In Sri Lanka, during this period our own version of Grammar schools (i.e. Kannangara Central Schools) declined, not due to policy decision but, economic constraints. Free education was available to all through other schools, but economic constraints led to the decline of those other institutions as well. In his book ‘Education in Ceylon before and after independence: 1939-1968,’ educationist J.E. Jayasuriya noted that:

“It was the undoubted intention of our legislatures that a good education should be available as a matter of right to every child born in this country. It was not their intention that a good education should be given free to a minority of children, while a bad education should be given free to a large mass of children, but this is the reality of the situation even twenty-five years after the introduction of the free education scheme.”

The ideal was to go beyond selective Kannagara schools to non-selective but quality schools for all, but reality fell short of the ideal.

1979-1997

With the election of Mrs. Margaret Thatcher as PM in 1979 and the continuation of Conservative Party domination during the 1979-1997 period, there was no attempt to remove the cap on Grammar Schools. Mrs. Thatcher’s policies were largely geared towards deregulation and making the delivery of education more efficient and effective. In Sri Lanka too, the J.R. Jayewardene and his Party led Government of 1977-1989, brought in a free-market economy, but in regard to education policy, the efforts were made to quality education for all continued.

1997-2015

In 1997, Tony Blair led Labour Party came to power in a UK with a large majority and with the provocative three priorities of the new Government being education, education and education. In 1998, Labour Party ruled out the creation of any new grammar schools, and limited any expansion in selection within other types of schools.

In contrast in Sri Lanka, President Chandrika Bandaranaike’s ascent to power did not mark distinct changes in economic policy, but more choices were made available to parents during this period by allowing the establishment of ‘International schools’ through the Board of Investments. The Central Schools could not be sustained and popular school emerged in their place, through indirect support from influential past-pupils or parents wishing for entry for their children. These developments carried both positive and negative implications.

On the positive side, emergence of international schools and quality schools outside of a declining Central school system gave more choices to parents. However, level of inequity too arose due the fact that entry to these emerging popular schools was available only partially to deserving students who gained high marks in the Grade V scholarship examination. Past-pupils and influential professionals and Government officers received a larger portion of places in these schools for their children, for these parents’ direct or indirect support for these schools.

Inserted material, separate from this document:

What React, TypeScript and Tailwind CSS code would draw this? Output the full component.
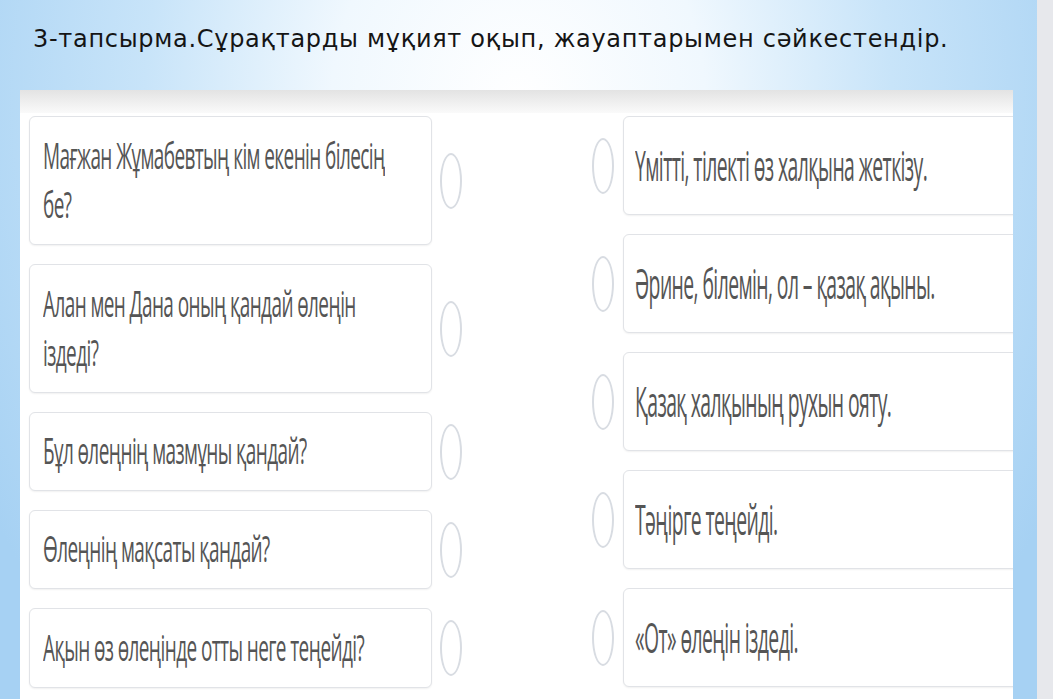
import React from "react";

const leftItems: { h: string; lines: string[] }[] = [
  { h: "h-[129px]", lines: ["Мағжан Жұмабевтың кім екенін білесің", "бе?"] },
  { h: "h-[129px]", lines: ["Алан мен Дана оның қандай өлеңін", "іздеді?"] },
  { h: "h-[79px]", lines: ["Бұл өлеңнің мазмұны қандай?"] },
  { h: "h-[79px]", lines: ["Өлеңнің мақсаты қандай?"] },
  { h: "h-[80px]", lines: ["Ақын өз өлеңінде отты неге теңейді?"] },
];

const rightItems: string[] = [
  "Үмітті, тілекті өз халқына жеткізу.",
  "Әрине, білемін, ол – қазақ ақыны.",
  "Қазақ халқының рухын ояту.",
  "Тәңірге теңейді.",
  "«От» өлеңін іздеді.",
];

function Ellipse() {
  return (
    <div className="w-[22px] h-[56px] shrink-0 rounded-[50%] border-[2.5px] border-[#d8dce2] bg-white" />
  );
}

export default function App() {
  return (
    <div className="w-[1053px] h-[699px] flex overflow-hidden">
      <div className="w-[1037px] h-full flex flex-col bg-[radial-gradient(ellipse_60%_110%_at_50%_15%,#ffffff_0%,#f0f8fe_30%,#c8e4f9_60%,#a6d1f3_100%)]">
        <div
          className="h-[90px] pl-[33px] pt-[24px] text-[24px] leading-[30px] tracking-[0.7px] text-[#151515]"
          style={{ fontFamily: '"DejaVu Sans", sans-serif' }}
        >
          3-тапсырма.Сұрақтарды мұқият оқып, жауаптарымен сәйкестендір.
        </div>
        <div className="ml-[20px] w-[993px] flex-1 bg-white overflow-hidden flex flex-col">
          <div className="h-[23px] bg-gradient-to-b from-[#e3e3e3] to-[#fafafa]" />
          <div
            className="flex pt-[3px]"
            style={{ fontFamily: '"Open Sans", "Noto Sans", sans-serif' }}
          >
            <div className="pl-[9px] flex flex-col gap-[19px]">
              {leftItems.map((it, i) => (
                <div key={i} className="flex items-center">
                  <div
                    className={`w-[403px] ${it.h} shrink-0 rounded-[6px] border border-[#e1e3e7] shadow-[0_1px_2px_rgba(0,0,0,0.06)] bg-white flex items-center pl-[13px]`}
                  >
                    <span className="inline-block scale-y-[1.95] text-[19px] leading-[25px] tracking-[-0.6px] text-[#555555]">
                      {it.lines.map((l, j) => (
                        <React.Fragment key={j}>
                          {j > 0 && <br />}
                          {l}
                        </React.Fragment>
                      ))}
                    </span>
                  </div>
                  <div className="ml-[8px]">
                    <Ellipse />
                  </div>
                </div>
              ))}
            </div>
            <div className="ml-[130px] flex flex-col gap-[19px]">
              {rightItems.map((t, i) => (
                <div key={i} className="flex items-center h-[99px]">
                  <Ellipse />
                  <div className="ml-[9px] w-[420px] h-[99px] shrink-0 rounded-[6px] border border-[#e1e3e7] shadow-[0_1px_2px_rgba(0,0,0,0.06)] bg-white flex items-center pl-[11px]">
                    <span className="inline-block scale-y-[2.15] text-[19.4px] leading-[24px] tracking-[-0.6px] text-[#555555]">
                      {t}
                    </span>
                  </div>
                </div>
              ))}
            </div>
          </div>
        </div>
      </div>
      <div className="w-[16px] h-full bg-[#e7e8ec]" />
    </div>
  );
}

2015 and beyond in UK and Sri Lanka

By 2015, England there were only 163 grammar schools and more than two-thirds of England’s 150 local authorities had none at all. As Theresa May noted in her introduction to her education initiative, restriction on selective schools is a restriction on the choice of low-income families:

“The debate over selective schools has raged for years. But the only place it has got us to is a place where selection exists if you’re wealthy – if you can afford to go private – but doesn’t exist if you’re not. We are effectively saying to poorer and some of the most disadvantaged children in our country that they can’t have the kind of education their richer counterparts can enjoy. What is ‘just’ about that? Where is the meritocracy in a system that advantages the privileged few over the many? How can a meritocratic Britain let this situation stand?”

The Theresa May proposal puts inclusivity requirements on Grammar Schools that are to be established.

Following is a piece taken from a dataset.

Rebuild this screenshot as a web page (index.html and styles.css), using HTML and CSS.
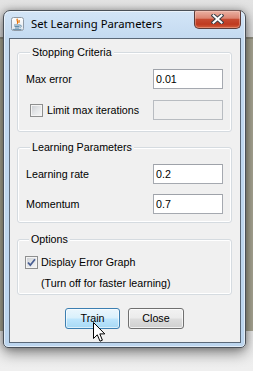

“Selective schools have a part to play in helping to expand the capacity of our school system and they have the ability to cater to the individual needs of every child. So the Government will make up to £50 million a year available to support the expansion of good or outstanding existing grammars, but these new grammar schools will be asked to “establish a good, new non-selective school; establish a primary feeder school in an area with a high density of lower income households to widen access; partner with an existing non-selective school within a multi-academy trust; or sponsor a currently underperforming non-selective academy.”

Lessons for Sri Lanka

The system of ‘popular schools’ in Sri Lanka emerged through the efforts of the middle class to serve their needs. The Government conducts a scholarship examination annually to award scholarships to students for their secondary education. Since the Government implicitly recognises these popular schools as ‘selective’ schools by publishing cut-off marks for these schools, the real prize for acing the scholarship exam is the ability to qualify for 200+ plus ‘popular’ schools, with 20 or so of these coveted most.

However, the truth of the matter is that these schools already have their own primary schools, the students of which get to move on to grade 6 in these popular schools without qualifying in the Grade V scholarship exam. This phenomenon is a gross violation of the aspirations of 300,000 plus children who sit for scholarship examination every year, but the solution is not to throw the baby out with the bath water.

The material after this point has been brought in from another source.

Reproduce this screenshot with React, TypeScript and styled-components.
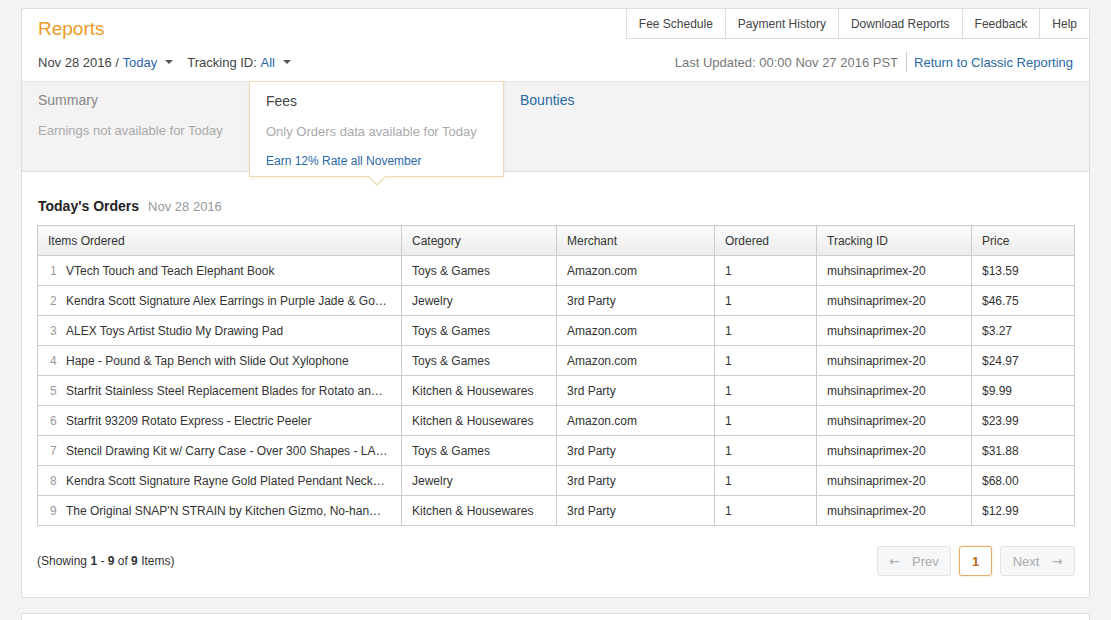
import React from "react";
import styled, { createGlobalStyle } from "styled-components";

const GlobalStyle = createGlobalStyle`
  body {
    margin: 0;
    background: #f3f3f3;
    font-family: "Liberation Sans", Arial, sans-serif;
    font-size: 13px;
    color: #333;
  }
`;

const orders = [
  ["VTech Touch and Teach Elephant Book", "Toys & Games", "Amazon.com", "$13.59"],
  ["Kendra Scott Signature Alex Earrings in Purple Jade & Go…", "Jewelry", "3rd Party", "$46.75"],
  ["ALEX Toys Artist Studio My Drawing Pad", "Toys & Games", "Amazon.com", "$3.27"],
  ["Hape - Pound & Tap Bench with Slide Out Xylophone", "Toys & Games", "Amazon.com", "$24.97"],
  ["Starfrit Stainless Steel Replacement Blades for Rotato an…", "Kitchen & Housewares", "3rd Party", "$9.99"],
  ["Starfrit 93209 Rotato Express - Electric Peeler", "Kitchen & Housewares", "Amazon.com", "$23.99"],
  ["Stencil Drawing Kit w/ Carry Case - Over 300 Shapes - LA…", "Toys & Games", "3rd Party", "$31.88"],
  ["Kendra Scott Signature Rayne Gold Plated Pendant Neck…", "Jewelry", "3rd Party", "$68.00"],
  ["The Original SNAP'N STRAIN by Kitchen Gizmo, No-han…", "Kitchen & Housewares", "3rd Party", "$12.99"],
];

const navLinks = ["Fee Schedule", "Payment History", "Download Reports", "Feedback", "Help"];

export default function App() {
  return (
    <>
      <GlobalStyle />
      <Page>
        <Card>
          <HeaderTop>
            <Title>Reports</Title>
            <TopNav>
              {navLinks.map((l) => (
                <NavLink key={l}>{l}</NavLink>
              ))}
            </TopNav>
          </HeaderTop>
          <FilterRow>
            <Filters>
              <Filter>
                Nov 28 2016 / <Link>Today</Link>
                <Caret />
              </Filter>
              <Filter>
                Tracking ID: <Link>All</Link>
                <Caret />
              </Filter>
            </Filters>
            <Updated>
              Last Updated: 00:00 Nov 27 2016 PST
              <Divider />
              <Link>Return to Classic Reporting</Link>
            </Updated>
          </FilterRow>

          <Band>
            <Tile $width={227}>
              <TileTitle>Summary</TileTitle>
              <TileNote>Earnings not available for Today</TileNote>
            </Tile>
            <Tile $width={255} $active>
              <TileTitle $active>Fees</TileTitle>
              <TileNote>Only Orders data available for Today</TileNote>
              <TileLink>Earn 12% Rate all November</TileLink>
            </Tile>
            <Tile>
              <TileTitle $link>Bounties</TileTitle>
            </Tile>
          </Band>

          <Body>
            <SectionHead>
              Today's Orders<SectionDate>Nov 28 2016</SectionDate>
            </SectionHead>
            <Table>
              <colgroup>
                <col style={{ width: 364 }} />
                <col style={{ width: 155 }} />
                <col style={{ width: 158 }} />
                <col style={{ width: 102 }} />
                <col style={{ width: 155 }} />
                <col />
              </colgroup>
              <thead>
                <tr>
                  <Th>Items Ordered</Th>
                  <Th>Category</Th>
                  <Th>Merchant</Th>
                  <Th>Ordered</Th>
                  <Th>Tracking ID</Th>
                  <Th>Price</Th>
                </tr>
              </thead>
              <tbody>
                {orders.map((o, i) => (
                  <tr key={i}>
                    <Td>
                      <RowNum>{i + 1}</RowNum>
                      {o[0]}
                    </Td>
                    <Td>{o[1]}</Td>
                    <Td>{o[2]}</Td>
                    <Td>1</Td>
                    <Td>muhsinaprimex-20</Td>
                    <Td>{o[3]}</Td>
                  </tr>
                ))}
              </tbody>
            </Table>
            <Footer>
              <Showing>
                (Showing <b>1</b> - <b>9</b> of <b>9</b> Items)
              </Showing>
              <Pager>
                <PageButton $width={74}>
                  <Arrow>←</Arrow>Prev
                </PageButton>
                <PageButton $width={33} $current>
                  1
                </PageButton>
                <PageButton $width={75}>
                  Next<Arrow $right>→</Arrow>
                </PageButton>
              </Pager>
            </Footer>
          </Body>
        </Card>
        <NextCard />
      </Page>
    </>
  );
}

const Page = styled.div`
  padding: 8px 21px 0;
`;

const Card = styled.div`
  background: #fff;
  border: 1px solid #ddd;
  border-radius: 2px;
`;

const NextCard = styled(Card)`
  margin-top: 15px;
  height: 40px;
`;

const HeaderTop = styled.div`
  display: flex;
  justify-content: space-between;
  align-items: flex-start;
`;

const Title = styled.h1`
  margin: 0;
  padding: 8px 16px 0;
  font-size: 19px;
  line-height: 24px;
  font-weight: normal;
  color: #eb9a2a;
`;

const TopNav = styled.nav`
  display: flex;
`;

const NavLink = styled.a`
  display: flex;
  align-items: center;
  height: 29px;
  padding: 0 12px;
  border-left: 1px solid #ddd;
  border-bottom: 1px solid #ddd;
  font-size: 12px;
  color: #444;
  cursor: pointer;
`;

const FilterRow = styled.div`
  display: flex;
  justify-content: space-between;
  align-items: center;
  height: 18px;
  margin: 12px 0 10px;
  padding: 0 16px;
`;

const Filters = styled.div`
  display: flex;
  gap: 14px;
`;

const Filter = styled.div`
  display: flex;
  align-items: center;
  white-space: pre;
  color: #444;
`;

const Link = styled.a`
  color: #2a68a8;
  cursor: pointer;
`;

const Caret = styled.span`
  width: 0;
  height: 0;
  margin-left: 8px;
  border-left: 4px solid transparent;
  border-right: 4px solid transparent;
  border-top: 4px solid #555;
`;

const Updated = styled.div`
  display: flex;
  align-items: center;
  color: #777;
`;

const Divider = styled.span`
  width: 1px;
  height: 20px;
  margin: 0 7px 0 8px;
  background: #ccc;
`;

const Band = styled.div`
  display: flex;
  height: 89px;
  background: #f3f3f3;
  border-top: 1px solid #e6e6e6;
  border-bottom: 1px solid #ddd;
`;

const Tile = styled.div<{ $width?: number; $active?: boolean }>`
  position: relative;
  flex: ${(p) => (p.$width ? `0 0 ${p.$width}px` : "1")};
  padding: 8px 16px 0;
  box-sizing: border-box;
  ${(p) =>
    p.$active &&
    `
    height: 96px;
    margin-top: -1px;
    padding-top: 9px;
    background: #fff;
    border: 1px solid #eedcb8;
    box-shadow: 0 1px 3px rgba(200, 170, 110, 0.2);
    z-index: 2;
    &::before, &::after {
      content: "";
      position: absolute;
      left: 50%;
      width: 0;
      height: 0;
      border-left: 9px solid transparent;
      border-right: 9px solid transparent;
    }
    &::before {
      bottom: -10px;
      margin-left: -9px;
      border-top: 9px solid #eedcb8;
    }
    &::after {
      bottom: -8px;
      margin-left: -8px;
      border-left-width: 8px;
      border-right-width: 8px;
      border-top: 8px solid #fff;
    }
  `}
`;

const TileTitle = styled.div<{ $active?: boolean; $link?: boolean }>`
  font-size: 14px;
  line-height: 20px;
  color: ${(p) => (p.$link ? "#2a68a8" : p.$active ? "#444" : "#888")};
`;

const TileNote = styled.div`
  margin-top: 11px;
  line-height: 20px;
  color: #aaa;
  white-space: nowrap;
`;

const TileLink = styled.a`
  display: block;
  margin-top: 11px;
  font-size: 12px;
  line-height: 16px;
  color: #2a68a8;
`;

const Body = styled.div`
  padding: 25px 14px 21px 15px;
`;

const SectionHead = styled.div`
  padding-left: 1px;
  margin-bottom: 9px;
  font-size: 14px;
  line-height: 18px;
  font-weight: bold;
  color: #222;
`;

const SectionDate = styled.span`
  margin-left: 9px;
  font-size: 13px;
  font-weight: normal;
  color: #999;
`;

const Table = styled.table`
  width: 100%;
  table-layout: fixed;
  border-collapse: collapse;
  border: 1px solid #ccc;
  font-size: 12px;
`;

const Th = styled.th`
  height: 29px;
  padding: 0 10px;
  text-align: left;
  font-weight: normal;
  color: #333;
  background: linear-gradient(#fbfbfb, #ececec);
  border: 1px solid #ccc;
`;

const Td = styled.td`
  height: 29px;
  padding: 0 10px;
  border: 1px solid #ccc;
  color: #333;
  white-space: nowrap;
  overflow: hidden;
  text-overflow: ellipsis;
`;

const RowNum = styled.span`
  display: inline-block;
  width: 16px;
  margin-left: 2px;
  color: #999;
`;

const Footer = styled.div`
  display: flex;
  justify-content: space-between;
  align-items: center;
  margin-top: 20px;
`;

const Showing = styled.div`
  font-size: 12px;
  color: #333;
`;

const Pager = styled.div`
  display: flex;
  gap: 8px;
`;

const PageButton = styled.button<{ $width: number; $current?: boolean }>`
  display: flex;
  align-items: center;
  justify-content: center;
  width: ${(p) => p.$width}px;
  height: 30px;
  padding: 0;
  font-family: inherit;
  font-size: 13px;
  border-radius: 3px;
  border: 1px solid ${(p) => (p.$current ? "#e3ae6a" : "#e2e4e8")};
  background: ${(p) => (p.$current ? "#fff" : "#f6f7f9")};
  color: ${(p) => (p.$current ? "#b86a17" : "#aaa")};
  font-weight: ${(p) => (p.$current ? "bold" : "normal")};
  ${(p) => p.$current && "box-shadow: 0 0 2px rgba(228, 160, 70, 0.5);"}
`;

const Arrow = styled.span<{ $right?: boolean }>`
  font-family: "DejaVu Sans", sans-serif;
  font-size: 13px;
  ${(p) => (p.$right ? "margin-left: 12px;" : "margin-right: 12px;")}
`;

It is time policymakers gradually increased the number of places available in these schools for scholarship holders and/or enforce conditions like Theresa May’s conditions to ensure that these schools partner with other non-selective schools to serve low-income students who achieve reasonable scores in the scholarship examination but do not get entry to these popular schools. Another proposal is to add entry points at age 14 and 16 also.

In sum, selective and non-selective schools cannot coexist, unless we find some way of linking these schools and giving all families the hope that the Government is giving their children every chance to flourish in a knowledge economy.

INDEPENDENT COMMISSIONS ARE IGNORING POLITICAL REALITIES – RAJITH KEERTHI


161018231007dil-465

( Rajith Keerthi with Dilrukshi Dias Wickramasinghe)

Sri Lanka Brief19/10/2016
Resignation of Dilrukshi Dias Wickramasinghe, DG, Bribaary Commission and After.
There was a time when we believed that history had entrusted two Sri Lankans, Maithripala Sirisena and, with important roles.

One symbolized the aspirations for good governance while the other represented our desire to rid the nation of bribery and corruption.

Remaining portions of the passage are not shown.